The anion transporter SLC26A9 localizes to tight junctions and is degraded by the proteasome when co-expressed with F508del-CFTR.

Mutations in the gene encoding the cystic fibrosis transmembrane conductance regulator (CFTR) disrupt epithelial secretion and cause cystic fibrosis (CF). Available CFTR modulators provide only modest clinical benefits, so alternative therapeutic targets are being explored. The anion-conducting transporter solute carrier family 26 member 9 (SLC26A9) is a promising candidate, but its functional expression is drastically reduced in cells that express the most common CF-associated CFTR variant, F508del-CFTR, through mechanisms that remain incompletely understood.

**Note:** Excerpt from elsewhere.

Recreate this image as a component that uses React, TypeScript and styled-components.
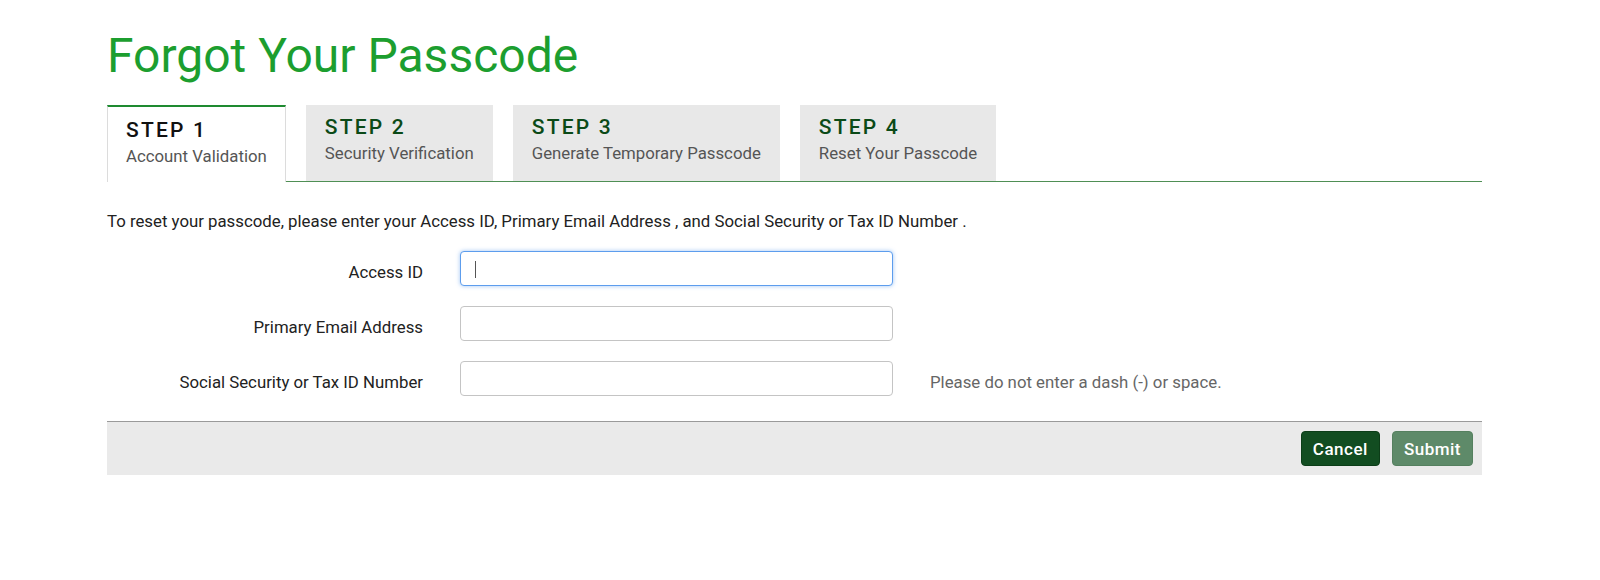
import styled, { createGlobalStyle } from 'styled-components'

const GlobalStyle = createGlobalStyle`
  body {
    margin: 0;
    background: #fff;
    font-family: Roboto, "Noto Sans", Arial, sans-serif;
    color: #222;
  }
`

const Page = styled.div`
  width: 1375px;
  padding: 28px 0 0 107px;
`

const Title = styled.h1`
  margin: 0 0 21px 0;
  font-size: 48px;
  line-height: 56px;
  font-weight: 400;
  color: #1c9e2f;
`

const TabBar = styled.div`
  display: flex;
  gap: 20px;
  height: 76px;
  border-bottom: 1px solid #4f8f55;
`

const Tab = styled.div<{ $active?: boolean }>`
  box-sizing: border-box;
  height: ${(p) => (p.$active ? '77px' : '76px')};
  padding: ${(p) => (p.$active ? '11px 18px 0 18px' : '10px 19px 0 19px')};
  background: ${(p) => (p.$active ? '#fff' : '#e8e8e8')};
  border-top: ${(p) => (p.$active ? '2px solid #1e8a30' : 'none')};
  border-left: ${(p) => (p.$active ? '1px solid #dcdcdc' : 'none')};
  border-right: ${(p) => (p.$active ? '1px solid #dcdcdc' : 'none')};
  white-space: nowrap;
`

const StepLabel = styled.div<{ $active?: boolean }>`
  font-size: 21px;
  line-height: 24px;
  font-weight: 500;
  letter-spacing: 2.2px;
  color: ${(p) => (p.$active ? '#111' : '#0b4a17')};
`

const StepName = styled.div`
  margin-top: 4px;
  font-size: 16.8px;
  line-height: 20px;
  color: #555;
`

const Intro = styled.p`
  margin: 29px 0 20px 0;
  font-size: 16.8px;
  line-height: 20px;
  color: #222;
`

const Fields = styled.div`
  display: flex;
  flex-direction: column;
  gap: 20px;
`

const Row = styled.div`
  display: grid;
  grid-template-columns: 316px 433px auto;
  column-gap: 37px;
  align-items: center;
`

const Label = styled.label`
  text-align: right;
  font-size: 16.8px;
  line-height: 20px;
  padding-top: 6px;
  color: #222;
`

const InputWrap = styled.div`
  position: relative;
  height: 35px;
`

const Input = styled.input<{ $focused?: boolean }>`
  box-sizing: border-box;
  width: 100%;
  height: 35px;
  border-radius: 4px;
  border: 1px solid ${(p) => (p.$focused ? '#5d9ded' : '#c4c4c4')};
  box-shadow: ${(p) => (p.$focused ? '0 0 4px rgba(80, 150, 235, 0.55)' : 'none')};
  outline: none;
  padding: 0 14px;
  font-family: Roboto, sans-serif;
  font-size: 16px;
  background: #fff;
`

const Caret = styled.span`
  position: absolute;
  left: 15px;
  top: 10px;
  width: 1px;
  height: 17px;
  background: #555;
`

const Hint = styled.span`
  font-size: 16.8px;
  line-height: 20px;
  padding-top: 6px;
  color: #666;
`

const Footer = styled.div`
  margin-top: 25px;
  display: flex;
  justify-content: flex-end;
  gap: 12px;
  padding: 9px 9px 9px 9px;
  background: #eaeaea;
  border-top: 1px solid #9a9a9a;
`

const Button = styled.button<{ $variant: 'primary' | 'muted' }>`
  height: 35px;
  padding: 0 11px;
  border: 1px solid ${(p) => (p.$variant === 'primary' ? '#0c3d18' : '#55805f')};
  border-radius: 4px;
  background: ${(p) => (p.$variant === 'primary' ? '#124d21' : '#5e8a69')};
  color: #fff;
  font-family: Roboto, sans-serif;
  font-size: 17px;
  font-weight: 500;
  letter-spacing: 0.5px;
`

const steps = [
  { label: 'STEP 1', name: 'Account Validation' },
  { label: 'STEP 2', name: 'Security Verification' },
  { label: 'STEP 3', name: 'Generate Temporary Passcode' },
  { label: 'STEP 4', name: 'Reset Your Passcode' },
]

const fields = [
  { label: 'Access ID', focused: true },
  { label: 'Primary Email Address' },
  { label: 'Social Security or Tax ID Number', hint: 'Please do not enter a dash (-) or space.' },
]

export default function App() {
  return (
    <>
      <GlobalStyle />
      <Page>
        <Title>Forgot Your Passcode</Title>
        <TabBar>
          {steps.map((s, i) => (
            <Tab key={s.label} $active={i === 0}>
              <StepLabel $active={i === 0}>{s.label}</StepLabel>
              <StepName>{s.name}</StepName>
            </Tab>
          ))}
        </TabBar>
        <Intro>
          To reset your passcode, please enter your Access ID, Primary Email Address , and Social
          Security or Tax ID Number .
        </Intro>
        <Fields>
          {fields.map((f) => (
            <Row key={f.label}>
              <Label>{f.label}</Label>
              <InputWrap>
                <Input $focused={f.focused} readOnly />
                {f.focused && <Caret />}
              </InputWrap>
              {f.hint ? <Hint>{f.hint}</Hint> : <span />}
            </Row>
          ))}
        </Fields>
        <Footer>
          <Button $variant="primary">Cancel</Button>
          <Button $variant="muted">Submit</Button>
        </Footer>
      </Page>
    </>
  )
}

Here, we examined the metabolic stability and location of SLC26A9 and its relationship to CFTR. Compared with SLC26A9 levels in BHK cells expressing SLC26A9 alone or with WT-CFTR, co-expression of SLC26A9 with F508del-CFTR reduced total and plasma membrane levels of SLC26A9. Proteasome inhibitors increased SLC26A9 immunofluorescence in primary human bronchial epithelial cells (pHBEs) homozygous for F508del-CFTR but not in non-CF pHBEs, suggesting that F508del-CFTR enhances proteasomal SLC26A9 degradation. Apical SLC26A9 expression increased when F508del-CFTR trafficking was partially corrected by low temperature or with the CFTR modulator VX-809. The immature glycoforms of SLC26A9 and CFTR co-immunoprecipitated, consistent with their interaction in the endoplasmic reticulum (ER). Transfection with increasing amounts of WT-CFTR cDNA progressively increased SLC26A9 levels in F508del-CFTR-expressing cells, suggesting that WT-CFTR competes with F508del-CFTR for SLC26A9 binding. Immunofluorescence staining of endogenous SLC26A9 and transfection of a 3HA-tagged construct into well-differentiated cells revealed that SLC26A9 is mostly present at tight junctions. We conclude that SLC26A9 interacts with CFTR in both the ER and Golgi and that its interaction with F508del-CFTR increases proteasomal SLC26A9 degradation.